Citada apenas de passagem pelo pop star, as sacadas de Infocracia são um produto da formidável obra sobre os novos tempos, Capitalismo de vigilância, de Shoshana Zuboff. Para a professora da Havard Business School a renovação da democracia exige de nós “um sentimento de indignação, uma sensibilidade para perceber o que nos está sendo tomado; o que está em jogo é a expectativa dos seres humanos de ser senhor de sua própria vida e de sua própria experiência”. O presidente Lula está certo em galvanizar as nações e a opinião pública internacional para o combate às fake news. Para revigorar o Estado de direito democrático, há que legislar forte sobre as Big Techs.
A crise da verdade anda junto com a crise da democracia, pavimentando o neofascismo. A crença na facticidade foi perdida, como se observou no negacionismo durante a pandemia. As teorias da conspiração pintaram o contraditório com tintas delirantes, normalizadas por psiquês influenciáveis. Na crise da verdade, perde-se o mundo comum, a linguagem comum. A verdade é um regulador social, um prumo orientador da sociedade. O niilismo, em curso, desconstrói a coesão social.
Não é que todos viraram mentirosos. Estes, sabem a diferença entre a mentira e a verdade. É que uma e outra, agora, configuram narrativas de mesmo valor. Desapareceu a distinção. A praga da desinformação devora a facticidade do real. Aquele que é imune aos fatos e à realidade, constitui um perigo maior à verdade do que o que mente. Falar merda não é se opor à verdade, mas ser indiferente à verdade. A crise de veracidade estremece a crença nos fatos concretos. A “novilíngua” (newspeak) orwelliana bate à porta da contemporaneidade. Aliás, já entrou e se acomodou na sala. A democracia é o remédio para curar a alienante doença do homo demens.

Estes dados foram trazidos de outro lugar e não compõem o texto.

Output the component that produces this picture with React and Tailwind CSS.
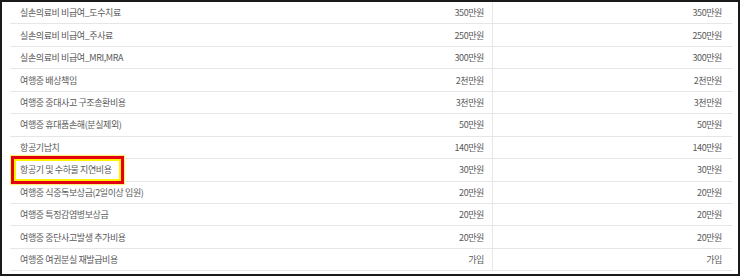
import React from "react";

const rows = [
  ["실손의료비 비급여_도수치료", "350만원", "350만원"],
  ["실손의료비 비급여_주사료", "250만원", "250만원"],
  ["실손의료비 비급여_MRI,MRA", "300만원", "300만원"],
  ["여행중 배상책임", "2천만원", "2천만원"],
  ["여행중 중대사고 구조송환비용", "3천만원", "3천만원"],
  ["여행중 휴대품손해(분실제외)", "50만원", "50만원"],
  ["항공기납치", "140만원", "140만원"],
  ["항공기 및 수하물 지연비용", "30만원", "30만원"],
  ["여행중 식중독보상금(2일이상 입원)", "20만원", "20만원"],
  ["여행중 특정감염병보상금", "20만원", "20만원"],
  ["여행중 중단사고발생 추가비용", "20만원", "20만원"],
  ["여행중 여권분실 재발급비용", "가입", "가입"],
];

export default function App() {
  return (
    <div
      className="w-[740px] h-[276px] bg-white border-2 border-[#1a1a1a] overflow-hidden pl-[8px] pr-[6px]"
      style={{ fontFamily: '"Noto Sans CJK KR", "Noto Sans", sans-serif' }}
    >
      <div className="flex flex-col">
        {rows.map((r, i) => (
          <div
            key={i}
            className="flex h-[22.45px] border-b border-[#e6e6e6] text-[9px] tracking-[-0.4px] text-[#5a5a5a] leading-none"
          >
            <div className="flex-1 flex items-center pl-[10px] relative">
              <span>{r[0]}</span>
              {i === 7 && (
                <span className="absolute left-[1px] top-[-3px] w-[113px] h-[28px] border-[3px] border-[#e3000f] shadow-[0_0_1px_1px_#fff27a] pointer-events-none">
                  <span className="block w-full h-full border-2 border-[#fff200]" />
                </span>
              )}
            </div>
            <div className="w-[240px] flex items-center justify-end pr-[8px]">
              {r[1]}
            </div>
            <div className="w-[240px] flex items-center justify-end pr-[10px] border-l border-[#e6e6e6]">
              {r[2]}
            </div>
          </div>
        ))}
      </div>
    </div>
  );
}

Quem vai, quem vem.
Michel Foucault, ao final da vida, pensava em quão importante é a “coragem da verdade”, com suporte nos princípios que guiam a democracia: isegoria, que é o direito de todos se expressarem livremente; e parrhesia, a obrigação de ser verdadeiro, o que excede o direito constitucional de tomar a palavra para se manifestar. Politicamente, o que age para promover o bem da comunidade humana celebra a franqueza, em público. Sócrates foi o parresiasta, por excelência, ao preferir a morte a abdicar da verdade em prol da justiça e das leis. Esse é o desafio dos democratas e dos socialistas: falar a verdade sobre as desigualdades de classe, de gênero e de raça; a hecatombe climática, o risco de guerra nuclear e o difícil labirinto da democracia. Até o sol raiar, amanhã.
Luiz Marques é Docente de Ciência Política na UFRGS, ex-Secretário de Estado da Cultura no Rio Grande do Sul.